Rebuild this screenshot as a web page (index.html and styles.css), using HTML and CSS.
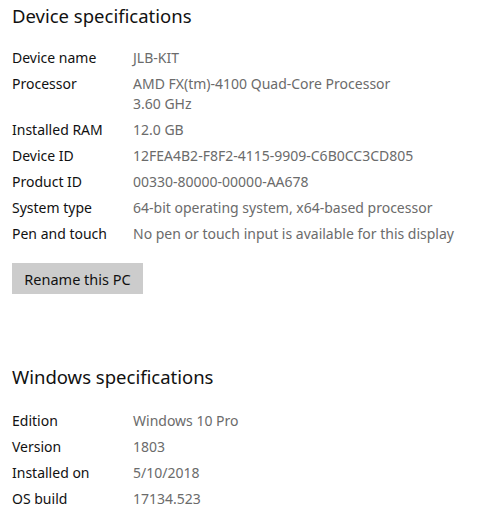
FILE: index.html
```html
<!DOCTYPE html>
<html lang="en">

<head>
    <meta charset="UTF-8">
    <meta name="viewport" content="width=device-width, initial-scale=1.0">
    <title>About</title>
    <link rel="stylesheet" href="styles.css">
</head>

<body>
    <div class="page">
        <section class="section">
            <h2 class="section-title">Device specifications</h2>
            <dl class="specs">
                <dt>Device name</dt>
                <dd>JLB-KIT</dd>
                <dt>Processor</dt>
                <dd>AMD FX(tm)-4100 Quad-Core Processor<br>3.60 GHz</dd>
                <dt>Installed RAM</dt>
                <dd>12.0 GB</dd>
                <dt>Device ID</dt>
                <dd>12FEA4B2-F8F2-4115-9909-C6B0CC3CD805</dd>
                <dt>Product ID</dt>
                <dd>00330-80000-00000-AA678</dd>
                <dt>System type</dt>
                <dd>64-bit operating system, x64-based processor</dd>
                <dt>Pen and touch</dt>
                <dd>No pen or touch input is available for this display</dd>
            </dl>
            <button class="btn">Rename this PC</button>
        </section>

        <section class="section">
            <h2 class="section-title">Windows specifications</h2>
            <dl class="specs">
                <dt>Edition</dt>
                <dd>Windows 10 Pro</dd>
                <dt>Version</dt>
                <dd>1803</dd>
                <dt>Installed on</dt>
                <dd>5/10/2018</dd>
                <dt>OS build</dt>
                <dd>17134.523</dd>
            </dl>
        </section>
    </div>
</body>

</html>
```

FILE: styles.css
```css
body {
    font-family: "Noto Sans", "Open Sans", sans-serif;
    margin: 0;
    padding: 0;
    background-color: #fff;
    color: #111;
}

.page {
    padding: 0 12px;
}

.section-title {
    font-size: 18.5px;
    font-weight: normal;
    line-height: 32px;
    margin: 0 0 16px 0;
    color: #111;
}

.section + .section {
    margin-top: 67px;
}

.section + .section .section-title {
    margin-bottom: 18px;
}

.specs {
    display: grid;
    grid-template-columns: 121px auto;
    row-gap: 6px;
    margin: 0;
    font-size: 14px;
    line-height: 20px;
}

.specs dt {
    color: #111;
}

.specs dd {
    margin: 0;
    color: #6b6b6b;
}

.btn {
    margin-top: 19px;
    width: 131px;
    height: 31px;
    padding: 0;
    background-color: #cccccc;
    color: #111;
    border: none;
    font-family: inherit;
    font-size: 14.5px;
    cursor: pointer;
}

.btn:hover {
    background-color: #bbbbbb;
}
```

* * * * * * *

**Exercise description**
Copy all the lines of data exactly as they appear, dropping any images.

**Problem solution**
Rebuild this screenshot as a web page (index.html and styles.css), using HTML and CSS.
FILE: index.html
```html
<!DOCTYPE html>
<html lang="en">

<head>
    <meta charset="UTF-8">
    <meta name="viewport" content="width=device-width, initial-scale=1.0">
    <title>About</title>
    <link rel="stylesheet" href="styles.css">
</head>

<body>
    <div class="page">
        <section class="section">
            <h2 class="section-title">Device specifications</h2>
            <dl class="specs">
                <dt>Device name</dt>
                <dd>JLB-KIT</dd>
                <dt>Processor</dt>
                <dd>AMD FX(tm)-4100 Quad-Core Processor<br>3.60 GHz</dd>
                <dt>Installed RAM</dt>
                <dd>12.0 GB</dd>
                <dt>Device ID</dt>
                <dd>12FEA4B2-F8F2-4115-9909-C6B0CC3CD805</dd>
                <dt>Product ID</dt>
                <dd>00330-80000-00000-AA678</dd>
                <dt>System type</dt>
                <dd>64-bit operating system, x64-based processor</dd>
                <dt>Pen and touch</dt>
                <dd>No pen or touch input is available for this display</dd>
            </dl>
            <button class="btn">Rename this PC</button>
        </section>

        <section class="section">
            <h2 class="section-title">Windows specifications</h2>
            <dl class="specs">
                <dt>Edition</dt>
                <dd>Windows 10 Pro</dd>
                <dt>Version</dt>
                <dd>1803</dd>
                <dt>Installed on</dt>
                <dd>5/10/2018</dd>
                <dt>OS build</dt>
                <dd>17134.523</dd>
            </dl>
        </section>
    </div>
</body>

</html>
```

FILE: styles.css
```css
body {
    font-family: "Noto Sans", "Open Sans", sans-serif;
    margin: 0;
    padding: 0;
    background-color: #fff;
    color: #111;
}

.page {
    padding: 0 12px;
}

.section-title {
    font-size: 18.5px;
    font-weight: normal;
    line-height: 32px;
    margin: 0 0 16px 0;
    color: #111;
}

.section + .section {
    margin-top: 67px;
}

.section + .section .section-title {
    margin-bottom: 18px;
}

.specs {
    display: grid;
    grid-template-columns: 121px auto;
    row-gap: 6px;
    margin: 0;
    font-size: 14px;
    line-height: 20px;
}

.specs dt {
    color: #111;
}

.specs dd {
    margin: 0;
    color: #6b6b6b;
}

.btn {
    margin-top: 19px;
    width: 131px;
    height: 31px;
    padding: 0;
    background-color: #cccccc;
    color: #111;
    border: none;
    font-family: inherit;
    font-size: 14.5px;
    cursor: pointer;
}

.btn:hover {
    background-color: #bbbbbb;
}
```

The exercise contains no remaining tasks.